* Begin Provided data *
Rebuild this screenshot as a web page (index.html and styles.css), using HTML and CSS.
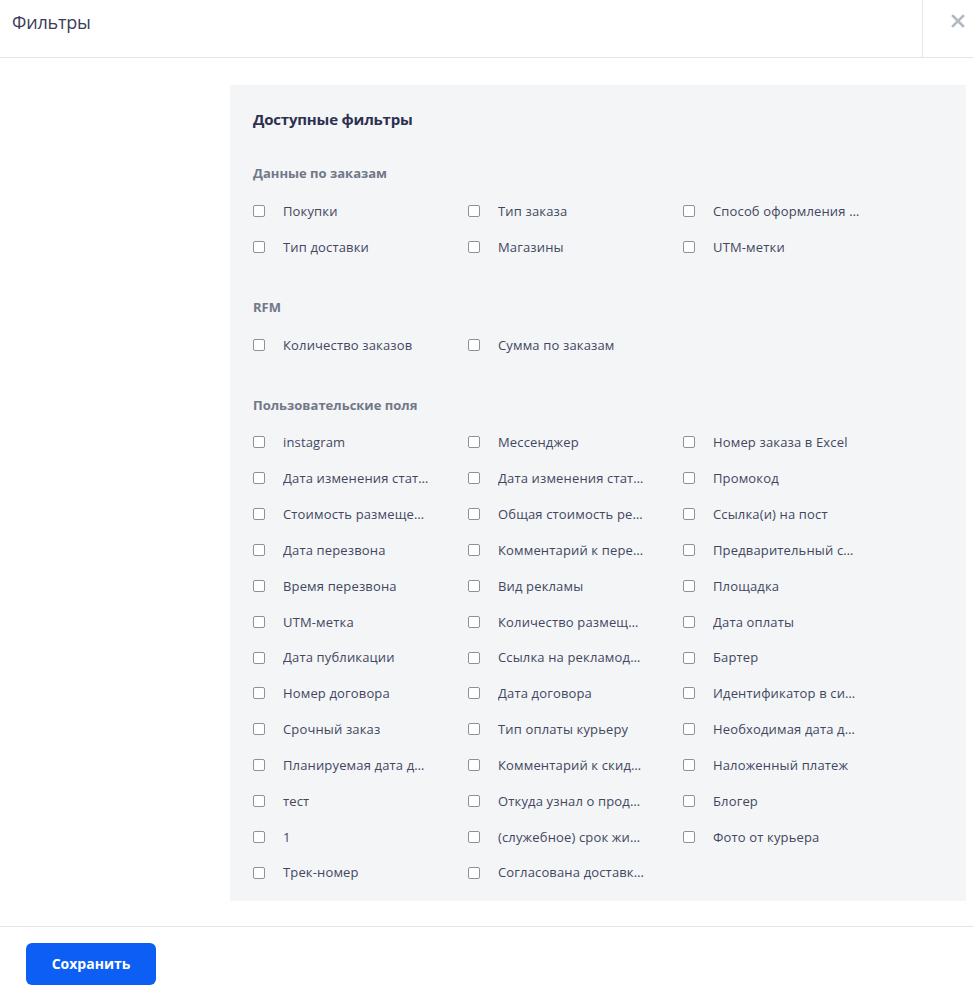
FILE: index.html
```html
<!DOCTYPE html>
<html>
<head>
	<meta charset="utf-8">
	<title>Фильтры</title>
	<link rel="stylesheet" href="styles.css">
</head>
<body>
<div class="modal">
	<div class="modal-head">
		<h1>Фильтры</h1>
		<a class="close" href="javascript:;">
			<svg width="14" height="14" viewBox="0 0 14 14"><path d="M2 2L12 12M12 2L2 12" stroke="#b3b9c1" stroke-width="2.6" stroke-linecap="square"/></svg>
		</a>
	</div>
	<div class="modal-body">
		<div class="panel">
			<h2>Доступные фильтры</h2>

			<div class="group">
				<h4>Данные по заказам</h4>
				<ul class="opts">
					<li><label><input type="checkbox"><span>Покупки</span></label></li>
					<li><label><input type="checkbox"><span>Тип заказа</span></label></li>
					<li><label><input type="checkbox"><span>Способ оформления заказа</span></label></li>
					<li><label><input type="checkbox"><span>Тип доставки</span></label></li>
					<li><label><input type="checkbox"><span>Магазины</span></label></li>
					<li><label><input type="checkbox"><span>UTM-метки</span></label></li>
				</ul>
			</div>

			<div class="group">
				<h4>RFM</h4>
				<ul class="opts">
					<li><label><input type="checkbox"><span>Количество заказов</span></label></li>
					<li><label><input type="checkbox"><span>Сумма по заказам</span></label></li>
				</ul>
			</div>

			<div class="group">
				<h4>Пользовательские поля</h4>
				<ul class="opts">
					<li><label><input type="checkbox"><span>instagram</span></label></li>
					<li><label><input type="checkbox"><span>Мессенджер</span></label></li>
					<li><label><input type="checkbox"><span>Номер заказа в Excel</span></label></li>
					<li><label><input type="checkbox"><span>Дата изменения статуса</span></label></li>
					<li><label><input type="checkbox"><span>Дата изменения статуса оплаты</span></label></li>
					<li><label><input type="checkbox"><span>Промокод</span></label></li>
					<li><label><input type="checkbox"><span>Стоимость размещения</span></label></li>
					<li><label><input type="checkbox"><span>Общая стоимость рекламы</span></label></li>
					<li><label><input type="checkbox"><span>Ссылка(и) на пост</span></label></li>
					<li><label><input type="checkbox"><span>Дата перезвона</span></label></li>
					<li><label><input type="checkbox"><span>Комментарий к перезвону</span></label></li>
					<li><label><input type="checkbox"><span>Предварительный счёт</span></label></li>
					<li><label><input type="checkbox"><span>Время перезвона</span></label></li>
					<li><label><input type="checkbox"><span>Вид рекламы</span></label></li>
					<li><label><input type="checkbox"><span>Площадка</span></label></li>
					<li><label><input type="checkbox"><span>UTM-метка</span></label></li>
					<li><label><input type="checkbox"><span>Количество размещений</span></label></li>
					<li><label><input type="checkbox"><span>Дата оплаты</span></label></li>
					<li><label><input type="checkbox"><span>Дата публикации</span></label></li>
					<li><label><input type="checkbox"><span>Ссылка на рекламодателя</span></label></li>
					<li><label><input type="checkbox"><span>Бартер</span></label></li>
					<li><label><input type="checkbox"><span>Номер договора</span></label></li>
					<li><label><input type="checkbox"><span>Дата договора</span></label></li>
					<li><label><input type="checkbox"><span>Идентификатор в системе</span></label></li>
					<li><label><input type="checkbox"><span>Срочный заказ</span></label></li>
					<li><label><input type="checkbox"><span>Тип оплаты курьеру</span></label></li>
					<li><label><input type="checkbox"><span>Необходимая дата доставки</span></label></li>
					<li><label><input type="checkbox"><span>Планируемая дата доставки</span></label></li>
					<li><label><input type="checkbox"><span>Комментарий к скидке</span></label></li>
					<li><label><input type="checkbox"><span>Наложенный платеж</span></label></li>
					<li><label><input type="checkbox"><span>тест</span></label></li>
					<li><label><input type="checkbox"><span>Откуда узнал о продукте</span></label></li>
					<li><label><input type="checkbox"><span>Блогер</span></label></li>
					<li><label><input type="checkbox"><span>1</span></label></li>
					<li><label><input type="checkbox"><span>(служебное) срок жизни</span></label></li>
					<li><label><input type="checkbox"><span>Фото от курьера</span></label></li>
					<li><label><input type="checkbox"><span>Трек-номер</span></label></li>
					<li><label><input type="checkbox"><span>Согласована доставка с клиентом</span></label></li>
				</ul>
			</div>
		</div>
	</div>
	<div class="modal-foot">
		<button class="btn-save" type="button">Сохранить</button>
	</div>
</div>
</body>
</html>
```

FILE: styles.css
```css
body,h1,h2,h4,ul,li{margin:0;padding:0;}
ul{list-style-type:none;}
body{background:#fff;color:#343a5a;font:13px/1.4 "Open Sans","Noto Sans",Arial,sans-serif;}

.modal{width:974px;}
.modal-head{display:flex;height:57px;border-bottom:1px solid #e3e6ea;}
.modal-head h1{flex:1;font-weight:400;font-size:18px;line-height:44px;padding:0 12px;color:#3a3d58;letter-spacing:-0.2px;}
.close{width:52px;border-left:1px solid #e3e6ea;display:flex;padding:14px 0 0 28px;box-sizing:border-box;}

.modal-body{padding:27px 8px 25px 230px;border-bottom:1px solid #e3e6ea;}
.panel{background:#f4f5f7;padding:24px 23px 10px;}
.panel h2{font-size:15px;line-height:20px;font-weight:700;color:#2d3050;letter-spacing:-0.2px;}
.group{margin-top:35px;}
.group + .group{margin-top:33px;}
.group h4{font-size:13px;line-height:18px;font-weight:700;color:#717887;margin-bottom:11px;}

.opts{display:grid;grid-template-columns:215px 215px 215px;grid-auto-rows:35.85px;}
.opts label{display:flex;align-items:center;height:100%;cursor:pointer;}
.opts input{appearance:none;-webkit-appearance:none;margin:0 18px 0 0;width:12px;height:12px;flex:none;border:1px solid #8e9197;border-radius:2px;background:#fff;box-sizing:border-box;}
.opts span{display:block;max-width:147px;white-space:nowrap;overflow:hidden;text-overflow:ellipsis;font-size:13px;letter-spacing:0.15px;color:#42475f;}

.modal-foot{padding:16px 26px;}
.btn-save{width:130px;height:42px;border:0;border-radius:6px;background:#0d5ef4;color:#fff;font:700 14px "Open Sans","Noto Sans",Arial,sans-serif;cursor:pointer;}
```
* End Provided data *
Aim of the exercise:
Search the data for the word "styles" and copy each line where it appears.

Task solution:
Rebuild this screenshot as a web page (index.html and styles.css), using HTML and CSS.
	<link rel="stylesheet" href="styles.css">
FILE: styles.css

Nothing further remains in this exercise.